Education Law § 3202 (1) provides, in pertinent part, that “[a] person over five and under twenty-one years of age who has not received a high school diploma is entitled to attend the public schools maintained in the district in which such person resides without the payment of tuition.”  The purpose of this provision is to limit a school district’s obligation to provide tuition-free education to students whose parents or legal guardians reside within the district, as a child’s residence is presumed to be that of his or her parents or legal guardians (Appeal of Powell, 57 Ed Dept Rep, Decision No. 17,320; Appeal of Polynice, 48 id. 490, Decision No. 15,927; see Catlin v Sobol, 77 NY2d 552, 559-560 [1991]).  “Residence” for purposes of Education Law § 3202 is established by physical presence as an inhabitant within the district and intent to remain (Longwood Cent. School Dist. v Springs Union Free School Dist., 1 NY3d 385, 389 [2004]; Appeal of Powell, 57 Ed Dept Rep, Decision No. 17,320).
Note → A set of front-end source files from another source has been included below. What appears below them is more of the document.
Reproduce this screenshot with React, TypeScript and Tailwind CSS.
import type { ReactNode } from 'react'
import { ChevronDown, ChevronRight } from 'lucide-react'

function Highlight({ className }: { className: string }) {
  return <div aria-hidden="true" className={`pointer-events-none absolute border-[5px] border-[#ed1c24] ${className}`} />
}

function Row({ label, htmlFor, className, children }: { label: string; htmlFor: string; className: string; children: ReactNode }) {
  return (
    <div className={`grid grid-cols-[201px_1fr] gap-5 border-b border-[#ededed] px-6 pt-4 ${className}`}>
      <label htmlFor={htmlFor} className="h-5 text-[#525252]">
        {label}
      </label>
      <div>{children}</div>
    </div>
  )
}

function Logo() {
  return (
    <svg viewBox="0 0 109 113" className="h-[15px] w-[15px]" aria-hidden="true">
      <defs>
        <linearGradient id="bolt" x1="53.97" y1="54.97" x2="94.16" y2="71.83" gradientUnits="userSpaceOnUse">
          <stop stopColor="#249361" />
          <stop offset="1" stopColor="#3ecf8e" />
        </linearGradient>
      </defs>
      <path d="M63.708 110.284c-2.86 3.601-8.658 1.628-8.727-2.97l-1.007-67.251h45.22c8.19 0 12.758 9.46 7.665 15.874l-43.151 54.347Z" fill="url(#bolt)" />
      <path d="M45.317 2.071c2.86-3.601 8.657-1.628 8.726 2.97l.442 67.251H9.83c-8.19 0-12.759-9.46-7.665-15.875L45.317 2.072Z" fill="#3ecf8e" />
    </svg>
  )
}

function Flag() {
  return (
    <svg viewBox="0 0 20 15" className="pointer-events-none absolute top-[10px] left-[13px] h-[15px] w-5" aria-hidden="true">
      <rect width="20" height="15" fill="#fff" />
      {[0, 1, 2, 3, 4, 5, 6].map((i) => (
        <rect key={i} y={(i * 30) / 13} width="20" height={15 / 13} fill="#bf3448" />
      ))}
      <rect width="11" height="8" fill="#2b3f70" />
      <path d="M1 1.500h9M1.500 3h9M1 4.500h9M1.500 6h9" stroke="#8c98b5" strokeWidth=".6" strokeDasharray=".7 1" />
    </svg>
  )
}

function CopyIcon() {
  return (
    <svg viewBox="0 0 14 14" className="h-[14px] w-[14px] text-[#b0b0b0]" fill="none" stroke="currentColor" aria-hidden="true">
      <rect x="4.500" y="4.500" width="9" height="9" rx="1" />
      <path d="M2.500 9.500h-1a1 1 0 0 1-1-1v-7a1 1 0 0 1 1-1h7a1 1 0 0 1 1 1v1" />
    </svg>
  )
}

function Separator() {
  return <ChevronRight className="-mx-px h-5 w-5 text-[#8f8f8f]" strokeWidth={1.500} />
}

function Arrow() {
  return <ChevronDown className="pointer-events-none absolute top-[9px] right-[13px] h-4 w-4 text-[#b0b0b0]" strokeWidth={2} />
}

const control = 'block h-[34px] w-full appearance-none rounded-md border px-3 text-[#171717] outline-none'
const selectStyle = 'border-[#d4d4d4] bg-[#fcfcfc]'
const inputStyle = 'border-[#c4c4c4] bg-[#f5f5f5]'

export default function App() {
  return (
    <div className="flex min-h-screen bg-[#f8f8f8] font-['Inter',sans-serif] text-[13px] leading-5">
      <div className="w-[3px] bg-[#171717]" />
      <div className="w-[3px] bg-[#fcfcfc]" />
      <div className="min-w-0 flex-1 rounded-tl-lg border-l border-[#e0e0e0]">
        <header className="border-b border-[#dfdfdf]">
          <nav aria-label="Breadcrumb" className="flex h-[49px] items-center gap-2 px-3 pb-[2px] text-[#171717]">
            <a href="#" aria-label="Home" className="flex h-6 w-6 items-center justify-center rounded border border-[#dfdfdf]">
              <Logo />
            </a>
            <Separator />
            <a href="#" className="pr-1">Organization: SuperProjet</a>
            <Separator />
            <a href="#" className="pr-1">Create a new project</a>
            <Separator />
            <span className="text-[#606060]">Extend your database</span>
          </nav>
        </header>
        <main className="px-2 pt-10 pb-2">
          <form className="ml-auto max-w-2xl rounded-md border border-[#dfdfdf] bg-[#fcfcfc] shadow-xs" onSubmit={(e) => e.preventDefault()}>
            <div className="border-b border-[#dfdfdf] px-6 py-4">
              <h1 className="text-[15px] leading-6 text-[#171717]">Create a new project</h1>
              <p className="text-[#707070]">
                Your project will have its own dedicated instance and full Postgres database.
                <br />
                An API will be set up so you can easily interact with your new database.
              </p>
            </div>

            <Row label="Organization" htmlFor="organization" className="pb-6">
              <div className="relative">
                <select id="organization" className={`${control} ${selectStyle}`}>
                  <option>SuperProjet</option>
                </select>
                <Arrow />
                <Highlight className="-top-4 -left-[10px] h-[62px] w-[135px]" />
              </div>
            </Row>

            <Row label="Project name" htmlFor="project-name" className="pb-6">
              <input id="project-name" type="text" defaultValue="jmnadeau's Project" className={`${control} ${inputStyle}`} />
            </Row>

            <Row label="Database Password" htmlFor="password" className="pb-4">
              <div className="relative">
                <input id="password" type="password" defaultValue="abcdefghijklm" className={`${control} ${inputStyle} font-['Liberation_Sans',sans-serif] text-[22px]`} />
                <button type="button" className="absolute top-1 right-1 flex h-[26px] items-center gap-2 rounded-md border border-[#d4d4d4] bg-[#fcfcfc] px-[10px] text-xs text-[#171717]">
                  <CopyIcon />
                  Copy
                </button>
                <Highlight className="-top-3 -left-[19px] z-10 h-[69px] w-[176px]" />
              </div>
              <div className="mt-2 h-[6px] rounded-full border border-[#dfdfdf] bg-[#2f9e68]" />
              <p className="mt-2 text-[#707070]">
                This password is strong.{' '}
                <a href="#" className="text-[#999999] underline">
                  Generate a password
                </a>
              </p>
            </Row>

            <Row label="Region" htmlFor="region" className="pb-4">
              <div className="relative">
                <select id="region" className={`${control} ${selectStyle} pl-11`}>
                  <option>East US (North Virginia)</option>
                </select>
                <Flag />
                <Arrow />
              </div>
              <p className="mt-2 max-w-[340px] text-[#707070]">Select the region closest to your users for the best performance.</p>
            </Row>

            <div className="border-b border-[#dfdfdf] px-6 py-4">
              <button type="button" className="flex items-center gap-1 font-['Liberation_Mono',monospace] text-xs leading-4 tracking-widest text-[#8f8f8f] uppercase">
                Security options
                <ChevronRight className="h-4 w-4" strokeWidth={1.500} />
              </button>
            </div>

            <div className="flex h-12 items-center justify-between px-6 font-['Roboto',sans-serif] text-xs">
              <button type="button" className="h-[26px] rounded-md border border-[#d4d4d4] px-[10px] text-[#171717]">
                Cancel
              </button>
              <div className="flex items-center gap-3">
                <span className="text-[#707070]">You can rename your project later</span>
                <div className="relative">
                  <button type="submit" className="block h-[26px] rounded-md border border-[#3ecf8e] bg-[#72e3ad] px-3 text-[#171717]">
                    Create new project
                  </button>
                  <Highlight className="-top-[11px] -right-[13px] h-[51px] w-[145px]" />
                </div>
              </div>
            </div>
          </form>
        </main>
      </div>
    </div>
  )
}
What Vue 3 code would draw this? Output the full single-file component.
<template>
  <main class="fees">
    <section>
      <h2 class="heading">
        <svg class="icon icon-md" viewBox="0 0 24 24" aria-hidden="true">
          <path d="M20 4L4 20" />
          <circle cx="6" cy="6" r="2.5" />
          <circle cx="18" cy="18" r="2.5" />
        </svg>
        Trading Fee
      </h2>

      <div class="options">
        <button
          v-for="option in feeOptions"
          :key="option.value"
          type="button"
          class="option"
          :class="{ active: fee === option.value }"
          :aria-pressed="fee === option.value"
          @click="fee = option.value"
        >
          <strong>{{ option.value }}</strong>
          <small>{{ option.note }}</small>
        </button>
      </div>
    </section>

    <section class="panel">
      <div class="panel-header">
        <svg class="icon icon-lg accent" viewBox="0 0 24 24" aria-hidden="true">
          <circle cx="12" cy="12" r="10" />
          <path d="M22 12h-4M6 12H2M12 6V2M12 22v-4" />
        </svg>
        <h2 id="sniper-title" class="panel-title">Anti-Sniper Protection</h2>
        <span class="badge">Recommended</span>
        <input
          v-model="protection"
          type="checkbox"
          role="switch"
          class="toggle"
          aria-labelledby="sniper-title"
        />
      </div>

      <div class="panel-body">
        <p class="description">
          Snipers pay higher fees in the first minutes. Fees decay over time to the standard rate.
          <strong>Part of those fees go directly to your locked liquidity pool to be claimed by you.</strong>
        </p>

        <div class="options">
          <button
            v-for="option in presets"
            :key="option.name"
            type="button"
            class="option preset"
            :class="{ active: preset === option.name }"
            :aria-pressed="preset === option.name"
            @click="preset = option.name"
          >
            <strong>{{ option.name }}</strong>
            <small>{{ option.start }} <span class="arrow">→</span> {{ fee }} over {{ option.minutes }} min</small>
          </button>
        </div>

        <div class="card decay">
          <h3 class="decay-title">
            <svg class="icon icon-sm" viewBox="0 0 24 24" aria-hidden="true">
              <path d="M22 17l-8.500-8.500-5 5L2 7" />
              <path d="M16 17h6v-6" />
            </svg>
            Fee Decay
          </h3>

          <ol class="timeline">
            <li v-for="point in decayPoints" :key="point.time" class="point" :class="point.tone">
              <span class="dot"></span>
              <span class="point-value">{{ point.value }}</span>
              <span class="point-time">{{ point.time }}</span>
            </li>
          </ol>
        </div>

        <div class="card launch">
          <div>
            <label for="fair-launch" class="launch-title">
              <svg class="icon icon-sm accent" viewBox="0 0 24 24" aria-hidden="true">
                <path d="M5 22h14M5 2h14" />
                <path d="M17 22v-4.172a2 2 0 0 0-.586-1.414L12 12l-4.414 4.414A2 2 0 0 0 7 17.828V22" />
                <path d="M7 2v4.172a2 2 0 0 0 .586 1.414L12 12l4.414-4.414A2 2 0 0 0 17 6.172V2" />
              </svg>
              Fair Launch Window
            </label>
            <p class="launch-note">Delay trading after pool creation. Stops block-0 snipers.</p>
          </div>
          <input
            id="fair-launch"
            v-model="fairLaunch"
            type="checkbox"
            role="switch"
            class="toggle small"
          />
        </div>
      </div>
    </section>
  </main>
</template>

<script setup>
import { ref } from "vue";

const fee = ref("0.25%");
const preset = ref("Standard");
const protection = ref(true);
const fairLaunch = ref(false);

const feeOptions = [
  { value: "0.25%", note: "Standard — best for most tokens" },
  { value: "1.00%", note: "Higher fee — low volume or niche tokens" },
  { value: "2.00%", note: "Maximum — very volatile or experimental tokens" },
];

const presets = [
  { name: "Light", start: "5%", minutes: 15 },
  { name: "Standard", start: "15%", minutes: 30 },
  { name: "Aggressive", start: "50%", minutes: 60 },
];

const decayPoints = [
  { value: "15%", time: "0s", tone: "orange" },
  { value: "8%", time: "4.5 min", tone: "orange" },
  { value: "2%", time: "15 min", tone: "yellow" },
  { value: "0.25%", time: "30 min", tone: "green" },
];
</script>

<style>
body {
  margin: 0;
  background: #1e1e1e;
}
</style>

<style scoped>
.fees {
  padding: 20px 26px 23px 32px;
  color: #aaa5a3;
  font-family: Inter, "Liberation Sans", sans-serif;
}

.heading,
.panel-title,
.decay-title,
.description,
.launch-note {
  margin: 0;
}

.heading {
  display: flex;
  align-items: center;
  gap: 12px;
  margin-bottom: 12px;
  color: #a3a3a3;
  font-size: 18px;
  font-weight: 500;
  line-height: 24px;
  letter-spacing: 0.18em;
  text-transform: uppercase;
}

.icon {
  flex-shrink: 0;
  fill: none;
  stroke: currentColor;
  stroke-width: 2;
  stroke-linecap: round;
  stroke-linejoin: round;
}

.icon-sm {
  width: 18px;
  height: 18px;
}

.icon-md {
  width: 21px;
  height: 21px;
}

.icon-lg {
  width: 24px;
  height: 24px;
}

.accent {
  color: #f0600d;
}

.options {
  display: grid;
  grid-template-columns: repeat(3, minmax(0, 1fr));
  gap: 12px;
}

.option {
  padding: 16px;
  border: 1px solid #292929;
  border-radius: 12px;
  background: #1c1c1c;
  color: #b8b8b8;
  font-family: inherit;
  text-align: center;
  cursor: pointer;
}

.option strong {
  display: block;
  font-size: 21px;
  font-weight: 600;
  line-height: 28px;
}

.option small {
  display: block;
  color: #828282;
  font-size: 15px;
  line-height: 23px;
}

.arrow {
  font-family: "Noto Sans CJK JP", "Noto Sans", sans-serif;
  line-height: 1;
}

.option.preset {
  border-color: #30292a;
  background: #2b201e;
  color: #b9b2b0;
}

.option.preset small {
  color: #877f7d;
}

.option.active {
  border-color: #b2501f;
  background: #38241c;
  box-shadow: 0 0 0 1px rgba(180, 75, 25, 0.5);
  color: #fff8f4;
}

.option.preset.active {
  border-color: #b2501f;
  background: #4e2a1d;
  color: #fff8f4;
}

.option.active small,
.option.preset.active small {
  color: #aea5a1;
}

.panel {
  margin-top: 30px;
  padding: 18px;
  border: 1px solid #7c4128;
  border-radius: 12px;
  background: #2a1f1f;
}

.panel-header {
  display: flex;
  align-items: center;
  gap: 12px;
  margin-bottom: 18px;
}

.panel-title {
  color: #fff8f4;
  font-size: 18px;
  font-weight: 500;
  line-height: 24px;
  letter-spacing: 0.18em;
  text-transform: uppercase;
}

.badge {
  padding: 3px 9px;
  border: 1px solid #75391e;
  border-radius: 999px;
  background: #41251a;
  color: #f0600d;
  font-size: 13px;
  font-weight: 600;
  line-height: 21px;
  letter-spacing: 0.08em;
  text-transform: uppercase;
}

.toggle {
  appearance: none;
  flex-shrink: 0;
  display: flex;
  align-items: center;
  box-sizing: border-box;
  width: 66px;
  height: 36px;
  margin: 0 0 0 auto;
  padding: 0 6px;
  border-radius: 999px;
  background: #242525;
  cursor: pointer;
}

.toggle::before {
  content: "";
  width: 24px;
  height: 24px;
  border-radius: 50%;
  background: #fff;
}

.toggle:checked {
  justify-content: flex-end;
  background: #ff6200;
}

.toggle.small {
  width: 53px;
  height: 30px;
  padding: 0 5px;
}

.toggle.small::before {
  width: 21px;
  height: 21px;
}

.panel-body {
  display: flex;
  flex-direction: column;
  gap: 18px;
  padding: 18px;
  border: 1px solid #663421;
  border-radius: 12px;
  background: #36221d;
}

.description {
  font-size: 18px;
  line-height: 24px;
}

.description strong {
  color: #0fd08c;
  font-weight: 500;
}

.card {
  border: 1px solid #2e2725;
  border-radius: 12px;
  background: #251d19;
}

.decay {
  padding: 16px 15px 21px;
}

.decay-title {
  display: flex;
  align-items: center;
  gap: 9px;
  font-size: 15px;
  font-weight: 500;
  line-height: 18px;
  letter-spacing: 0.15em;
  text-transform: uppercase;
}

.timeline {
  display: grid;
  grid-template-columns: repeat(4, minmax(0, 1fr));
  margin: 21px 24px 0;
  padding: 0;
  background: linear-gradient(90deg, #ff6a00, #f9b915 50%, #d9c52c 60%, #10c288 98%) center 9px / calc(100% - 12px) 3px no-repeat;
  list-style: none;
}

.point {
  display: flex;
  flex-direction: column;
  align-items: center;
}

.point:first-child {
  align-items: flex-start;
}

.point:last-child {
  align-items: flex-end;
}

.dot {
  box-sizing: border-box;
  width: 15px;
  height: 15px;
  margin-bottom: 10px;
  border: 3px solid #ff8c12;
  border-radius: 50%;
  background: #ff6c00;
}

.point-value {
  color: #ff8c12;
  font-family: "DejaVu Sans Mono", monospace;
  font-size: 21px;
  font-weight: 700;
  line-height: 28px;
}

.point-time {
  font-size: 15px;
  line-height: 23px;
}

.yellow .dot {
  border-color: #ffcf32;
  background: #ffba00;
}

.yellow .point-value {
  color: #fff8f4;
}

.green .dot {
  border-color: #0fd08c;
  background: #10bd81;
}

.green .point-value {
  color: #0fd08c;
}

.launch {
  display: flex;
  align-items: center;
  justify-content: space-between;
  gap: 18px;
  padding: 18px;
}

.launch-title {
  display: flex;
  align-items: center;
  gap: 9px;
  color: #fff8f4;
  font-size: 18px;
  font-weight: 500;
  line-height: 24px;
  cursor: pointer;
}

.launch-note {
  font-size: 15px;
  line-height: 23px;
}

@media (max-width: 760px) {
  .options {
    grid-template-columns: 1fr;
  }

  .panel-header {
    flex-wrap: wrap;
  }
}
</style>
A residency determination will not be set aside unless it is arbitrary and capricious (Appeal of Powell, 57 Ed Dept Rep, Decision No. 17,320; Appeal of White, 48 id. 295, Decision No. 15,863).  In an appeal to the Commissioner, the petitioner has the burden of demonstrating a clear legal right to the relief requested and the burden of establishing the facts upon which the petitioner seeks relief (Appeal of Powell, 57 Ed Dept Rep, Decision No. 17,320; Appeal of White, 48 id. 295, Decision No. 15,863).

In support of her claim that she and the student are district residents, petitioner submits a water bill and three months of utility bills in her name at the in-district address.  She also submits a lease amendment, effective September 1, 2023, concerning the in-district address.

This documentary proof is insufficient to overcome respondent’s surveillance evidence, which portrayed the student departing from the out-of-district address on four of six school-day mornings (see Appeal of J.M., 62 Ed Dept Rep, Decision No. 18,192; Appeal of Rahimi, 61 id., Decision No. 18,044; Appeal of R.V., 60 id., Decision No. 17,911).  Additionally, respondent observed two automobiles belonging to petitioner parked at the out-of-district residence on all six of these days.  Petitioner’s explanation that she and the student “go back home together to eat dinner and sleep” at the in-district address every day is belied by respondent’s surveillance evidence (see Appeal of Kerr, 62 Ed Dept, Decision No. 18,231; Appeal of Mauro, 58 id., Decision No. 17,494; Appeal of Brown, 54 id., Decision No. 16,644).  Accordingly, petitioner has failed to meet her burden of proof, and the appeal must be dismissed.